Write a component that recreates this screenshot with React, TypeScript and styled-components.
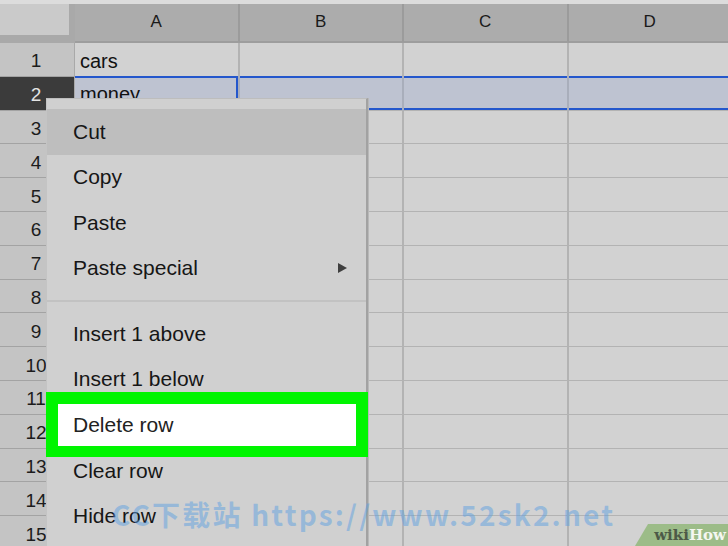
import React from 'react';
import styled, { createGlobalStyle } from 'styled-components';

const GlobalStyle = createGlobalStyle`
  html, body {
    margin: 0;
    padding: 0;
    background: #d6d6d6;
  }
  body {
    font-family: "Liberation Sans", Arial, sans-serif;
  }
`;

const columns = ['A', 'B', 'C', 'D'];
const rows = Array.from({ length: 15 }, (_, i) => i + 1);
const cellText: Record<string, string> = { 'A1': 'cars', 'A2': 'money' };

type MenuEntry = { label: string; arrow?: boolean; hover?: boolean; marked?: boolean } | 'sep';

const menuItems: MenuEntry[] = [
  { label: 'Cut', hover: true },
  { label: 'Copy' },
  { label: 'Paste' },
  { label: 'Paste special', arrow: true },
  'sep',
  { label: 'Insert 1 above' },
  { label: 'Insert 1 below' },
  { label: 'Delete row', marked: true },
  { label: 'Clear row' },
  { label: 'Hide row' },
];

const ContextMenu = () => (
  <Menu>
    {menuItems.map((item, i) =>
      item === 'sep' ? (
        <Separator key={i} />
      ) : item.marked ? (
        <MarkedItem key={i}>
          <span>{item.label}</span>
        </MarkedItem>
      ) : (
        <MenuItem key={i} $hover={item.hover}>
          <span>{item.label}</span>
          {item.arrow && <Arrow />}
        </MenuItem>
      )
    )}
  </Menu>
);

const App = () => {
  return (
    <Page>
      <GlobalStyle />
      <Sheet>
        <Corner />
        {columns.map((c) => (
          <ColHeader key={c}>{c}</ColHeader>
        ))}
        {rows.map((r) => (
          <React.Fragment key={r}>
            <RowHeader $active={r === 2}>{r}</RowHeader>
            {columns.map((c) => (
              <Cell key={c} $selected={r === 2} $current={r === 2 && c === 'A'}>
                {cellText[`${c}${r}`]}
              </Cell>
            ))}
          </React.Fragment>
        ))}
      </Sheet>
      <ContextMenu />
      <Watermark>CC下载站 https://www.52sk2.net</Watermark>
      <Badge>
        <span className="wiki">wiki</span>
        <span className="how">How</span>
      </Badge>
    </Page>
  );
};

export default App;

const Page = styled.div`
  position: relative;
  width: 728px;
  height: 546px;
  overflow: hidden;
  padding-top: 4px;
  box-sizing: border-box;
  background: #dcdcdc;
`;

const Sheet = styled.div`
  display: grid;
  grid-template-columns: 75px repeat(4, 164.5px);
  grid-template-rows: 39px repeat(15, 33.8px);
  background: #d2d2d2;
`;

const Corner = styled.div`
  box-sizing: border-box;
  background: #cacaca;
  border-right: 6px solid #a9a9a9;
  border-bottom: 8px solid #a9a9a9;
`;

const ColHeader = styled.div`
  box-sizing: border-box;
  background: #acacac;
  border-right: 2px solid #9b9b9b;
  border-bottom: 2px solid #9d9d9d;
  display: flex;
  align-items: center;
  justify-content: center;
  padding-bottom: 1px;
  font-size: 17px;
  color: #1a1a1a;
`;

const RowHeader = styled.div<{ $active?: boolean }>`
  box-sizing: border-box;
  background: ${(p) => (p.$active ? '#3b3b3b' : '#c4c4c4')};
  color: ${(p) => (p.$active ? '#e4e4e4' : '#1c1c1c')};
  border-bottom: 1px solid #a3a3a3;
  border-right: 1px solid #a9a9a9;
  display: flex;
  align-items: center;
  justify-content: center;
  padding: 4px 2px 0 0;
  font-size: 19px;
`;

const Cell = styled.div<{ $selected?: boolean; $current?: boolean }>`
  box-sizing: border-box;
  background: ${(p) => (p.$selected ? '#bec3d1' : '#d2d2d2')};
  border-right: 2px solid #b3b3b3;
  border-bottom: 1px solid #b3b3b3;
  padding: 4px 0 0 5px;
  display: flex;
  align-items: center;
  font-size: 20px;
  color: #111;
  box-shadow: ${(p) =>
    p.$current
      ? 'inset 0 2px 0 #2457cc, inset 0 -2px 0 #2457cc, inset -2px 0 0 #2457cc'
      : p.$selected
      ? 'inset 0 2px 0 #2457cc, inset 0 -2px 0 #2457cc'
      : 'none'};
  ${(p) => p.$selected && 'margin-top: -1px; border-right-color: #a9aebb;'}
`;

const Menu = styled.div`
  position: absolute;
  left: 46px;
  top: 98px;
  width: 322px;
  height: 470px;
  box-sizing: border-box;
  padding-top: 10px;
  background: #d0d0d0;
  border-top: 1px solid #bdbdbd;
  border-left: 1px solid #c4c4c4;
  border-right: 2px solid #a2a2a2;
  box-shadow: 1px 0 0 #b8b8b8;
  display: flex;
  flex-direction: column;
`;

const MenuItem = styled.div<{ $hover?: boolean }>`
  height: 45.5px;
  flex-shrink: 0;
  display: flex;
  align-items: center;
  justify-content: space-between;
  padding: 0 19px 0 26px;
  background: ${(p) => (p.$hover ? '#bebebe' : 'transparent')};
  font-size: 21px;
  color: #161616;
`;

const MarkedItem = styled.div`
  height: 65px;
  flex-shrink: 0;
  margin: -10px -2px -9px -1px;
  box-sizing: border-box;
  border: 12px solid #00f500;
  border-bottom-width: 11px;
  background: #ffffff;
  display: flex;
  align-items: center;
  padding-left: 15px;
  font-size: 21px;
  color: #222;
  position: relative;
`;

const Arrow = styled.span`
  width: 0;
  height: 0;
  border-top: 5px solid transparent;
  border-bottom: 5px solid transparent;
  border-left: 9px solid #3f3f3f;
`;

const Separator = styled.div`
  height: 20px;
  flex-shrink: 0;
  display: flex;
  align-items: center;
  &::after {
    content: '';
    flex: 1;
    height: 2px;
    background: #c2c2c2;
  }
`;

const Watermark = styled.div`
  position: absolute;
  left: 112px;
  top: 494px;
  font-family: "Noto Sans CJK SC", "DejaVu Sans", sans-serif;
  font-weight: 700;
  font-size: 28px;
  letter-spacing: 2.2px;
  color: rgba(95, 160, 225, 0.5);
  white-space: nowrap;
`;

const Badge = styled.div`
  position: absolute;
  right: 0;
  bottom: 0;
  width: 93px;
  height: 22px;
  background: #9cbc88;
  clip-path: polygon(13px 0, 100% 0, 100% 100%, 0 100%);
  display: flex;
  align-items: center;
  justify-content: flex-end;
  padding-right: 2px;
  box-sizing: border-box;
  font-family: "DejaVu Serif", "Liberation Serif", serif;
  font-weight: 700;
  font-size: 15px;
  .wiki {
    color: #4d5a47;
  }
  .how {
    color: #f4f7f1;
  }
`;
************
Objective: Without the images, write out each line of the data verbatim.

Answer to the task:
Write a component that recreates this screenshot with React, TypeScript and styled-components.
import React from 'react';
import styled, { createGlobalStyle } from 'styled-components';

const GlobalStyle = createGlobalStyle`
  html, body {
    margin: 0;
    padding: 0;
    background: #d6d6d6;
  }
  body {
    font-family: "Liberation Sans", Arial, sans-serif;
  }
`;

const columns = ['A', 'B', 'C', 'D'];
const rows = Array.from({ length: 15 }, (_, i) => i + 1);
const cellText: Record<string, string> = { 'A1': 'cars', 'A2': 'money' };

type MenuEntry = { label: string; arrow?: boolean; hover?: boolean; marked?: boolean } | 'sep';

const menuItems: MenuEntry[] = [
  { label: 'Cut', hover: true },
  { label: 'Copy' },
  { label: 'Paste' },
  { label: 'Paste special', arrow: true },
  'sep',
  { label: 'Insert 1 above' },
  { label: 'Insert 1 below' },
  { label: 'Delete row', marked: true },
  { label: 'Clear row' },
  { label: 'Hide row' },
];

const ContextMenu = () => (
  <Menu>
    {menuItems.map((item, i) =>
      item === 'sep' ? (
        <Separator key={i} />
      ) : item.marked ? (
        <MarkedItem key={i}>
          <span>{item.label}</span>
        </MarkedItem>
      ) : (
        <MenuItem key={i} $hover={item.hover}>
          <span>{item.label}</span>
          {item.arrow && <Arrow />}
        </MenuItem>
      )
    )}
  </Menu>
);

const App = () => {
  return (
    <Page>
      <GlobalStyle />
      <Sheet>
        <Corner />
        {columns.map((c) => (
          <ColHeader key={c}>{c}</ColHeader>
        ))}
        {rows.map((r) => (
          <React.Fragment key={r}>
            <RowHeader $active={r === 2}>{r}</RowHeader>
            {columns.map((c) => (
              <Cell key={c} $selected={r === 2} $current={r === 2 && c === 'A'}>
                {cellText[`${c}${r}`]}
              </Cell>
            ))}
          </React.Fragment>
        ))}
      </Sheet>
      <ContextMenu />
      <Watermark>CC下载站 https://www.52sk2.net</Watermark>
      <Badge>
        <span className="wiki">wiki</span>
        <span className="how">How</span>
      </Badge>
    </Page>
  );
};

export default App;

const Page = styled.div`
  position: relative;
  width: 728px;
  height: 546px;
  overflow: hidden;
  padding-top: 4px;
  box-sizing: border-box;
  background: #dcdcdc;
`;

const Sheet = styled.div`
  display: grid;
  grid-template-columns: 75px repeat(4, 164.5px);
  grid-template-rows: 39px repeat(15, 33.8px);
  background: #d2d2d2;
`;

const Corner = styled.div`
  box-sizing: border-box;
  background: #cacaca;
  border-right: 6px solid #a9a9a9;
  border-bottom: 8px solid #a9a9a9;
`;

const ColHeader = styled.div`
  box-sizing: border-box;
  background: #acacac;
  border-right: 2px solid #9b9b9b;
  border-bottom: 2px solid #9d9d9d;
  display: flex;
  align-items: center;
  justify-content: center;
  padding-bottom: 1px;
  font-size: 17px;
  color: #1a1a1a;
`;

const RowHeader = styled.div<{ $active?: boolean }>`
  box-sizing: border-box;
  background: ${(p) => (p.$active ? '#3b3b3b' : '#c4c4c4')};
  color: ${(p) => (p.$active ? '#e4e4e4' : '#1c1c1c')};
  border-bottom: 1px solid #a3a3a3;
  border-right: 1px solid #a9a9a9;
  display: flex;
  align-items: center;
  justify-content: center;
  padding: 4px 2px 0 0;
  font-size: 19px;
`;

const Cell = styled.div<{ $selected?: boolean; $current?: boolean }>`
  box-sizing: border-box;
  background: ${(p) => (p.$selected ? '#bec3d1' : '#d2d2d2')};
  border-right: 2px solid #b3b3b3;
  border-bottom: 1px solid #b3b3b3;
  padding: 4px 0 0 5px;
  display: flex;
  align-items: center;
  font-size: 20px;
  color: #111;
  box-shadow: ${(p) =>
    p.$current
      ? 'inset 0 2px 0 #2457cc, inset 0 -2px 0 #2457cc, inset -2px 0 0 #2457cc'
      : p.$selected
      ? 'inset 0 2px 0 #2457cc, inset 0 -2px 0 #2457cc'
      : 'none'};
  ${(p) => p.$selected && 'margin-top: -1px; border-right-color: #a9aebb;'}
`;

const Menu = styled.div`
  position: absolute;
  left: 46px;
  top: 98px;
  width: 322px;
  height: 470px;
  box-sizing: border-box;
  padding-top: 10px;
  background: #d0d0d0;
  border-top: 1px solid #bdbdbd;
  border-left: 1px solid #c4c4c4;
  border-right: 2px solid #a2a2a2;
  box-shadow: 1px 0 0 #b8b8b8;
  display: flex;
  flex-direction: column;
`;

const MenuItem = styled.div<{ $hover?: boolean }>`
  height: 45.5px;
  flex-shrink: 0;
  display: flex;
  align-items: center;
  justify-content: space-between;
  padding: 0 19px 0 26px;
  background: ${(p) => (p.$hover ? '#bebebe' : 'transparent')};
  font-size: 21px;
  color: #161616;
`;

const MarkedItem = styled.div`
  height: 65px;
  flex-shrink: 0;
  margin: -10px -2px -9px -1px;
  box-sizing: border-box;
  border: 12px solid #00f500;
  border-bottom-width: 11px;
  background: #ffffff;
  display: flex;
  align-items: center;
  padding-left: 15px;
  font-size: 21px;
  color: #222;
  position: relative;
`;

const Arrow = styled.span`
  width: 0;
  height: 0;
  border-top: 5px solid transparent;
  border-bottom: 5px solid transparent;
  border-left: 9px solid #3f3f3f;
`;

const Separator = styled.div`
  height: 20px;
  flex-shrink: 0;
  display: flex;
  align-items: center;
  &::after {
    content: '';
    flex: 1;
    height: 2px;
    background: #c2c2c2;
  }
`;

const Watermark = styled.div`
  position: absolute;
  left: 112px;
  top: 494px;
  font-family: "Noto Sans CJK SC", "DejaVu Sans", sans-serif;
  font-weight: 700;
  font-size: 28px;
  letter-spacing: 2.2px;
  color: rgba(95, 160, 225, 0.5);
  white-space: nowrap;
`;

const Badge = styled.div`
  position: absolute;
  right: 0;
  bottom: 0;
  width: 93px;
  height: 22px;
  background: #9cbc88;
  clip-path: polygon(13px 0, 100% 0, 100% 100%, 0 100%);
  display: flex;
  align-items: center;
  justify-content: flex-end;
  padding-right: 2px;
  box-sizing: border-box;
  font-family: "DejaVu Serif", "Liberation Serif", serif;
  font-weight: 700;
  font-size: 15px;
  .wiki {
    color: #4d5a47;
  }
  .how {
    color: #f4f7f1;
  }
`;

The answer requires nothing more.